Cherokee Fire Department offers free home and flue inspections to residents. "These are strictly confidential inspections, no paper work," Taylor said. "We can't fix any problems or clean the flue, but we can point out problems and recommend them to be fixed."

Taylor said they will do fire prevention programs, not just for schools, but for any organization any time of the year. Taylor said fire prevention week is a great thing but it should be practiced all year.

Several things can be practiced to help ensure fire safety and prevention. Taylor recommends that parents sit down and talk to their children about what to do if there is a fire in the home.

"We like to teach the kids EDITH (exit drills in the home)," Taylor said. "It is a proven fact that when a child sees smoke or knows there is a fire, their first instinct is to hide unless they are taught otherwise." Taylor said it is also very important to teach your children to never re-enter the home, no matter what.

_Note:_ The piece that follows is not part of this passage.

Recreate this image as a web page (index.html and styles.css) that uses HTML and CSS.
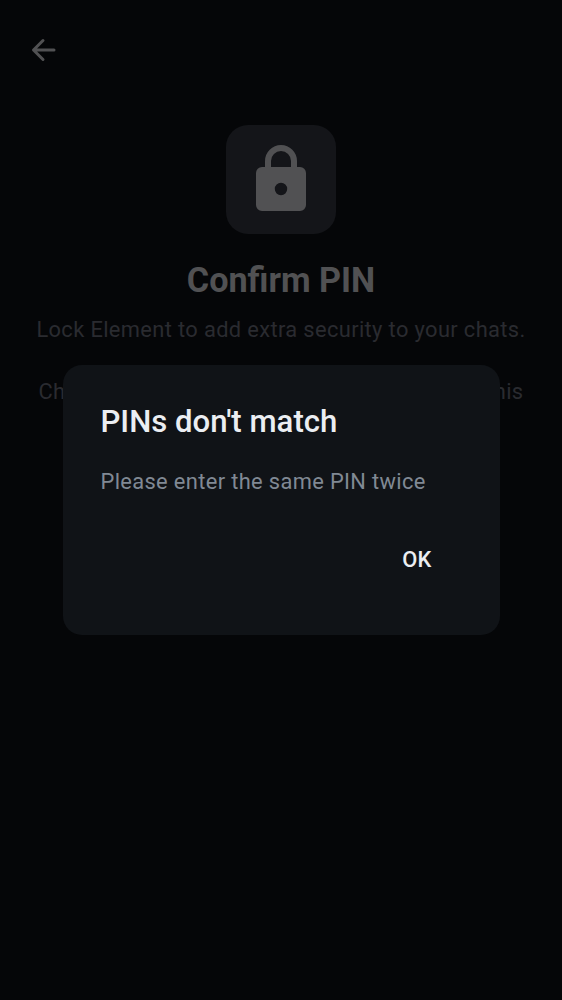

Taylor said there are several things that can cause fire problems but one thing people may not think about that he wants to bring to the public's attention are video games and laptop computers. There have been over 3.6 million Playstation 2 recalled due to overheating. Taylor said it is very dangerous to set them on the carpet like he sees so often, because they can't get air.

One of the other things Taylor wants to educate people on is the high risk cleaning out fireplace ashes causes. Taylor said so many people take the ashes and just dump them in the woods or in piles of leaves.

"I have seen the coals and ashes stay hot for up to seven days," Taylor said. "People just don't realize they stay hot for so long. I recommend putting them in a container of some sort for at least a week before dumping them in leaf piles or in the woods."

Cherokee Village Fire Department visited the elementary school and preschool Oct. 8, to teach the kids about fire safety. "We suit up and let the kids see us in full gear so if they ever experience a fire they won't be scared of the fireman," Taylor said.